ART BEAT: You juxtapose archival footage with the footage in the Oregon words. Why did you choose to bring archival footage into the film and how did you decide to use it?
MIKE ATTIE: We put together a cut of the film early on that didn’t have any archival footage in it and our keen sense of the film was that you lost all the context and you lost a lot of the emotional trauma that was that. We realized pretty early on in the edit that we needed to have those images.
I think that what we were looking for when we searched the archive was to find stuff that really felt like it was on the ground and immediate and with the soldiers. There are all these iconic images that bring us back to Vietnam that we see a lot in other Vietnam documentaries, like the napalm exploding out of the back of the airplane.
But, because our characters were so interested in that experience of the soldier, we wanted to show that there are ways in which they are unable to achieve Vietnam, but then there are ways in which their experiences have really interesting parallels. As we edited it together, it becomes a way of showing the differences and then showing the striking parallels. Like later in the film when we hear Doc talking about his own trauma in the war and then seeing a solider in Vietnam and seeing that shared experience. I thought that it was really important to bring those worlds together.

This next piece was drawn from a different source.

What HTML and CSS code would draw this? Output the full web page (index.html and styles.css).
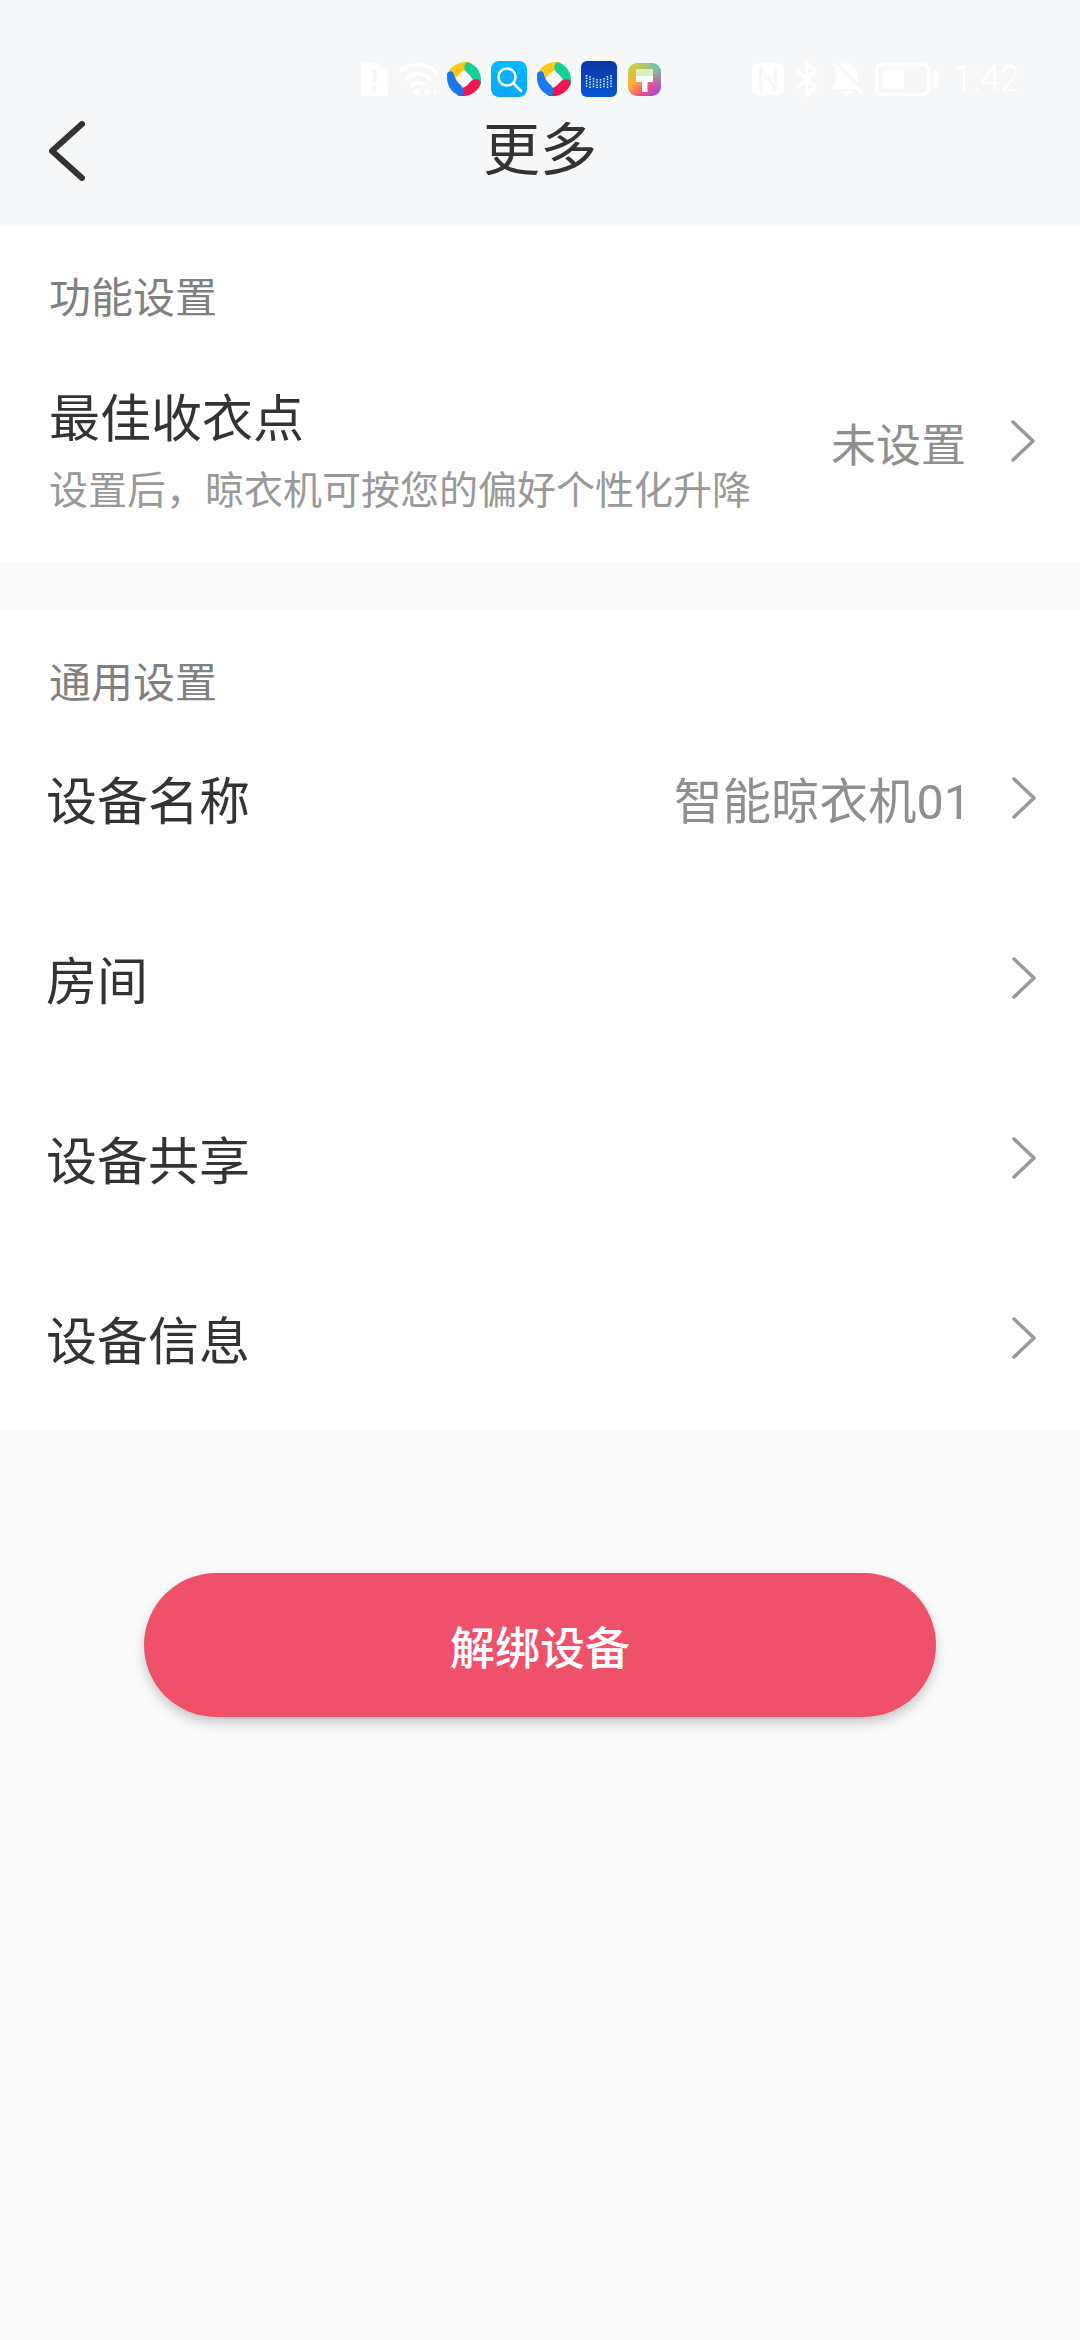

MEGHAN O’HARA: One of the things we really struggled with, which I think a lot of filmmakers who deal with subjects of war or any other violence or trauma, is what to show. For us, what we found ourselves most drawn to, that moved us the most towards some understanding of that experience, were these testimonial interviews in the field. It’s interesting to have that present tense (from soldiers fighting in Vietnam) along with the present tense of the reenactments and the similar kinds of modern day footage, the home movies that our guys brought back from Iraq and Afghanistan.
You see the parallel between the guys that are in the reenactment and those. When a soldier says in the archival footage that he’s going to do his best to forget the war — us with our privileged position of having 50 years passed — you know that’s going to be a very difficult thing to do. It causes you to reflect on the long legacy of combat experience.